To the dismay of many in the party, Cameron and shadow Chancellor George Osborne had adopted a UN target — set in the Seventies but never met in the UK — to spend 0.7 per cent of GDP on foreign aid. It became the centrepiece of their policy on international aid, and the focus of much discontent among both Tory MPs and the wider party.
When a family friend confronted Osborne about it over lunch in 2008, she was taken aback by his reaction.
‘It’s to keep the aid agencies off my back,’ he shrugged — hardly a ringing endorsement of the cause (though he may just have been placating a critic at a social gathering).
When the financial crash struck in late 2007, opponents of the 0.7 per cent pledge became far more vocal. Cameron came under intense pressure from colleagues, including shadow Defence Secretary Liam Fox, to abandon the ring-fence.
MEANWHILE, Gordon Brown raised the stakes.
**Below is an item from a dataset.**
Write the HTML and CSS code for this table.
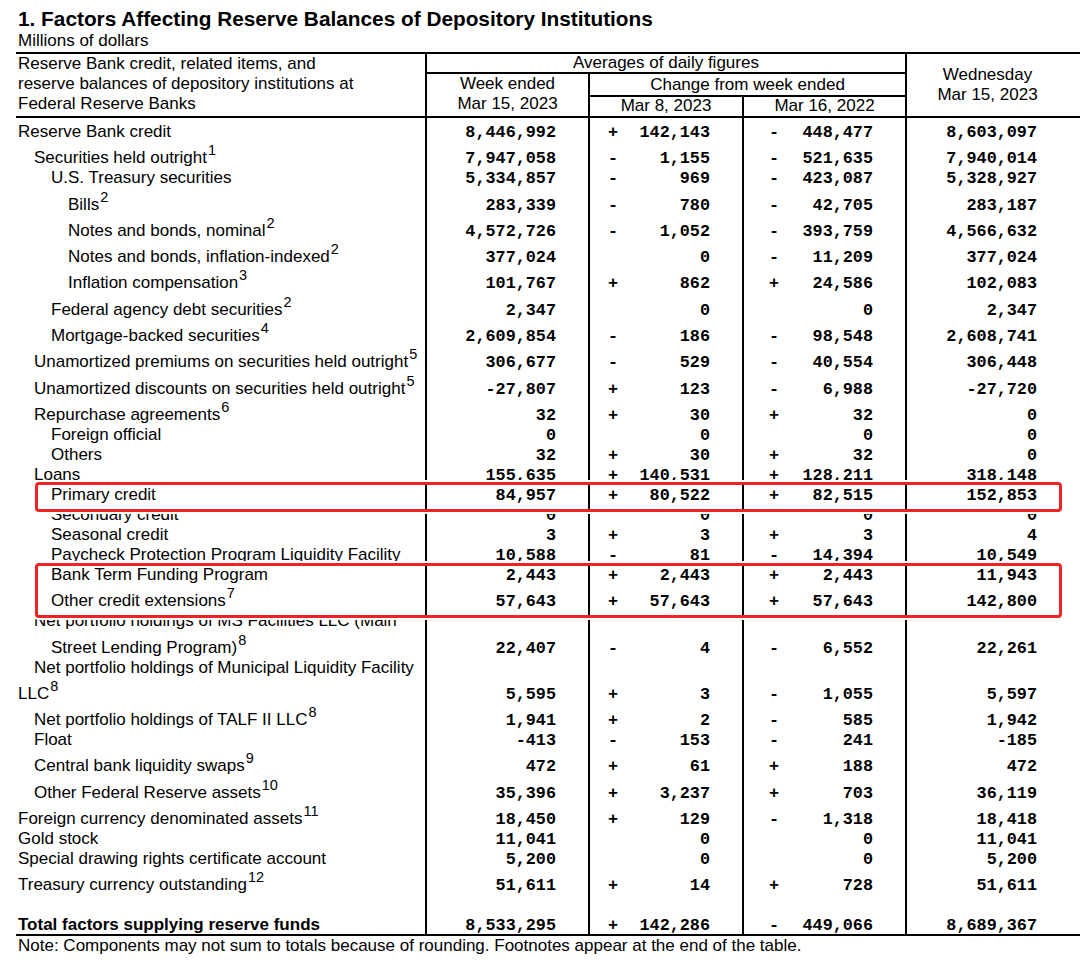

Fearing Cameron was getting too much kudos for his stance on the 0.7 per cent target after ‘stealing’ the issue from Labour, the Labour Prime Minister pledged to go one better and enshrine the commitment in law.
It prompted a panicked meeting between Cameron, Osborne and shadow International Development Secretary Andrew Mitchell, during which Mitchell argued that they should not try to match Brown’s pledge.
‘Listen, we have said we will spend 0.7 per cent. That is good enough,’ he said. ‘ We don’t need to pass a law. We are proper politicians, and will do what we say. Parliament shouldn’t pass this kind of legislation — it’s ridiculous.’
However, the party leader and shadow Chancellor feared Brown’s move would open up a damaging ‘dividing line’ on overseas aid. ‘We need to close it down. We’ll have to offer the same,’ Osborne said. Cameron agreed.
It was a decision that Cameron had cause to regret. In 2010, as Prime Minister in a coalition whose raison d’être was economic recovery, he could not see how to honour the pledge.
Early on in the coalition, Cameron called Mitchell to No. 10 to discuss their options. ‘I said: “We’ve got to do what we said. We’ve got to pass the law,”’ Mitchell recalls.
Cameron demurred. ‘Uh, well, it’s all very difficult,’ he said. ‘I can’t see how we can do it.’
Nonetheless, in 2013, the 0.7 per cent target was finally hit. A backbench Bill sponsored by the Liberal Democrat MP Michael Moore enshrining it in law passed through Parliament.
Cameron’s stance on this issue in the bleakest economic circumstances has been a longrunning sore within the Tory Party, denting his popularity among some of the more robust traditionalists.
Amid widespread austerity measures, it would have been relatively easy to drop the 0.7 per cent pledge. David Cameron deserves credit for the courage of his convictions in this case.
The policy had the dual attraction of showcasing ‘modern, compassionate Conservatism’ and fitting comfortably with the Prime Minister’s patrician view of his role in Britain and the world.
He has no difficulty with the concept of noblesse oblige. To his critics, it is another illustration of a de haut en bas attitude.
Cameron would simply say it’s ‘the right thing to do’.